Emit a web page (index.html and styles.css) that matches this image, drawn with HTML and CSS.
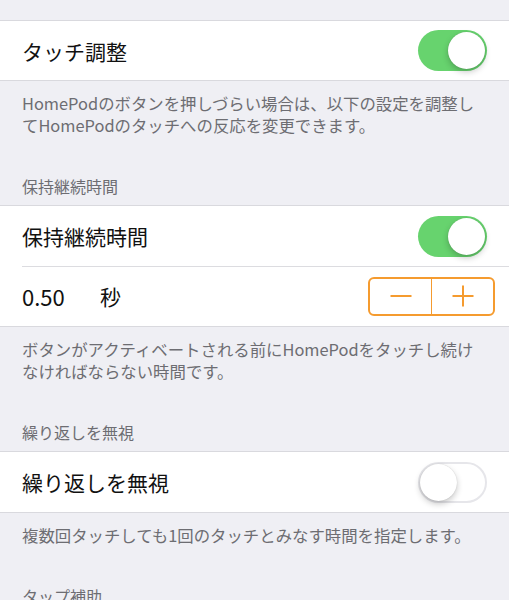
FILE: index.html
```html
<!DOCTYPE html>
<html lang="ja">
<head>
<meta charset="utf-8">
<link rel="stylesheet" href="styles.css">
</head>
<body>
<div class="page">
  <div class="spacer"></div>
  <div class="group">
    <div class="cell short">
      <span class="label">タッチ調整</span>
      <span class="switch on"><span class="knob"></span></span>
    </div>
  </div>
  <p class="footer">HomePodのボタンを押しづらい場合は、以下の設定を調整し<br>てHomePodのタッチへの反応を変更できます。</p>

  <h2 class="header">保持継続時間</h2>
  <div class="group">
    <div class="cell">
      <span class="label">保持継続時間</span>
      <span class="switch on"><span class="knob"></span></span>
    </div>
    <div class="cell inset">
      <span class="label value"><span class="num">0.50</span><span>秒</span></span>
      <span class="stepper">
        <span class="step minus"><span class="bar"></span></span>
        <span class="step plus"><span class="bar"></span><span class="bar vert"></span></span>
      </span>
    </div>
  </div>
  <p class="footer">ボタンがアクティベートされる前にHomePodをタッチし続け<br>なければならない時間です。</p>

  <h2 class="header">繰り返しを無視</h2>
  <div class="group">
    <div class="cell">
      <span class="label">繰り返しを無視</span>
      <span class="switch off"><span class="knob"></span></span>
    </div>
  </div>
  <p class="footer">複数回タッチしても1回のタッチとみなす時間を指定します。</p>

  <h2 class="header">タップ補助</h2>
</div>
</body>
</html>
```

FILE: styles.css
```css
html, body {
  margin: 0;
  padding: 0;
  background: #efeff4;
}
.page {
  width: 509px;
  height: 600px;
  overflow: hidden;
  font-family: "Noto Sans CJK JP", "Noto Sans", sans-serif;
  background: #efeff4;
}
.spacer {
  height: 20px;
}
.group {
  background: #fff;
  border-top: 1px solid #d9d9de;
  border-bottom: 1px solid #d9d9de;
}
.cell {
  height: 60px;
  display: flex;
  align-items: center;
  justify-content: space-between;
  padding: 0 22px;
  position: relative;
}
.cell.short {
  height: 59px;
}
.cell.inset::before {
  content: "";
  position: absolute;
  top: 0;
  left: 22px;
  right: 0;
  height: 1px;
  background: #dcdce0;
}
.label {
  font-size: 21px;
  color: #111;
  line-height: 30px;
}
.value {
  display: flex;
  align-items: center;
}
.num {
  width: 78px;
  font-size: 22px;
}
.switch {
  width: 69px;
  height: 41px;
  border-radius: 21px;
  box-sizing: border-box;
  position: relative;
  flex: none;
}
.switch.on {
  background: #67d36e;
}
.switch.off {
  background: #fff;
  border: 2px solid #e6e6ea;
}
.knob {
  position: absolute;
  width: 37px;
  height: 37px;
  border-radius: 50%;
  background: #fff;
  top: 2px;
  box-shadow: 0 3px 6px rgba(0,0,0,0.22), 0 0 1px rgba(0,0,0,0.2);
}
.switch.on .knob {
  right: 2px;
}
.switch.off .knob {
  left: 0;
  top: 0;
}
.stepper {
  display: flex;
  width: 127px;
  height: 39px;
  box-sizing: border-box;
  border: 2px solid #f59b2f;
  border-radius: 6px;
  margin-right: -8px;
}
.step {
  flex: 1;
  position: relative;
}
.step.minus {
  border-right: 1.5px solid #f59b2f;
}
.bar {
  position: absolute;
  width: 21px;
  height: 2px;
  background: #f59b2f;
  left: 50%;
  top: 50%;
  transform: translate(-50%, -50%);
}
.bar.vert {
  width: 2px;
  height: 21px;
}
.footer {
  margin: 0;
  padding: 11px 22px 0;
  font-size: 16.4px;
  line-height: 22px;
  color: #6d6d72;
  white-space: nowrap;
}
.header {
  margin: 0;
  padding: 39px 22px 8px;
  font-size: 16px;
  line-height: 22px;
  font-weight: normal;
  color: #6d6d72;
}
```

--*--

# [Directions]
Each line holding "index" must be found and copied.

# [Task solution]
Emit a web page (index.html and styles.css) that matches this image, drawn with HTML and CSS.
FILE: index.html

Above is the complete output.